Ma quando qualcosa di grandioso finisce, qualcos'altro sorge dalle sue ceneri. E ciò che un tempo era continuò a essere nei racconti tramandati di padre in figlio, secondo la più antica tradizione orale. Ultimi anelli di questa catena sono Shita, una giovane fanciulla costretta a fuggire dai suoi rapitori, intenti a impossessarsi del potere racchiuso nella pietra che porta al collo, e Pazu, un orfanello il cui padre, che aveva dedicato la sua vita alla ricerca di Laputa, fu uno dei pochi uomini a vedere con i propri occhi il castello nel cielo, salvo poi morire come un ciarlatano.

Una splendida fiaba intrecciata dalle corde dell'amicizia, come in altre opere del Maestro, cela dentro di sé l'importanza del rispetto per la natura, condizione fondamentale per poter usare nel modo più adeguato e costruttivo le conoscenze acquisite e sviluppare di conseguenza uno stile di vita benefico per gli esseri umani.
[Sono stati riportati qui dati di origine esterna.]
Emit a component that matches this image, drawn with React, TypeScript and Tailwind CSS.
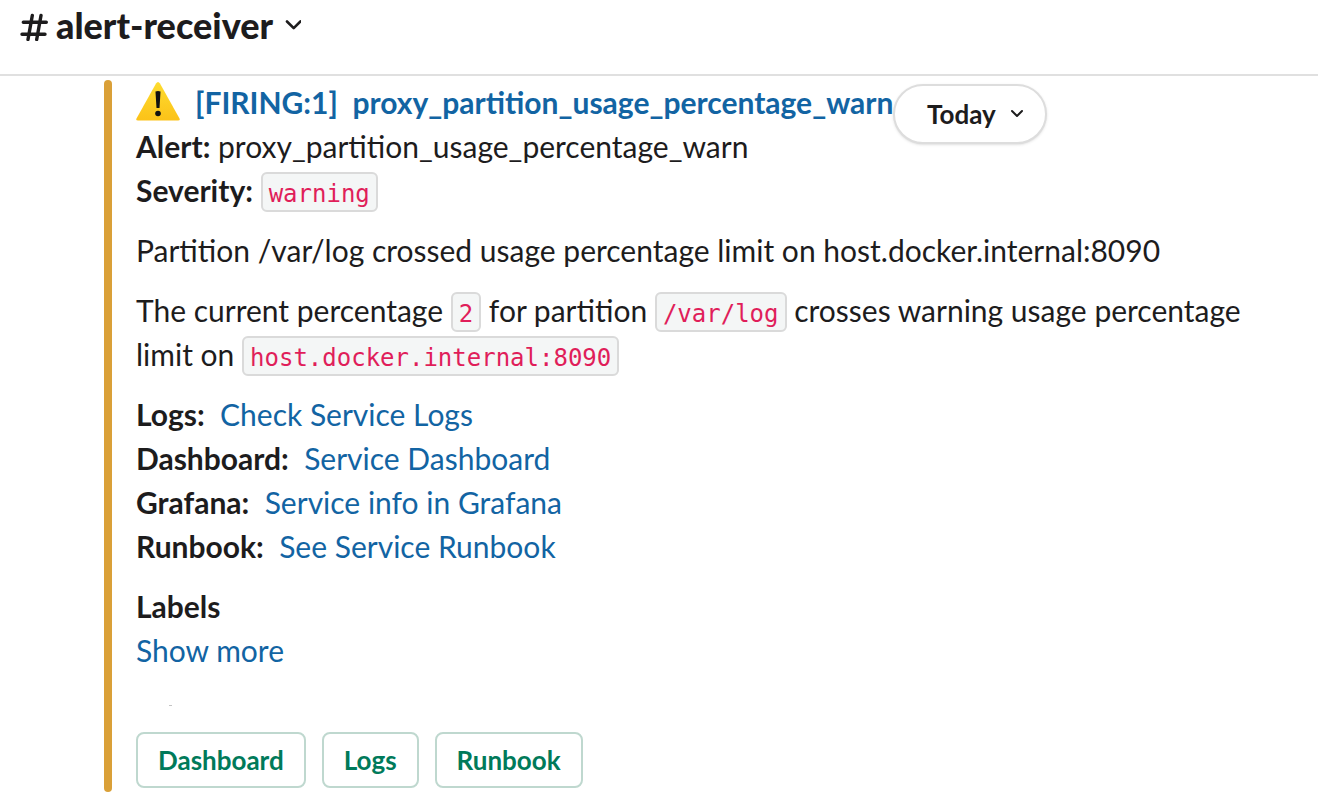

I toni sono quasi epici, grazie anche alle splendide musiche del maestro Joe Hisaishi. Il film, seppur d'annata, sembra scrollarsi magicamente di dosso l'alone di polvere che il tempo lascia dietro di sé, mantenendo uno stile di disegno fresco e pulito e una colorazione pressoché perfetta. Averlo rivisto al cinema di recente è stato come proiettare quelle emozioni sul grande schermo, amplificandone la risonanza. Era un lunedì sera piovoso, la sala era quasi vuota: sei in tutto, io da solo. Ma poco mi importava. Poi le luci si sono abbassate e il Totoro dello Studio Ghibli ha fatto la sua apparizione. In quel momento il cinema era tutto per me.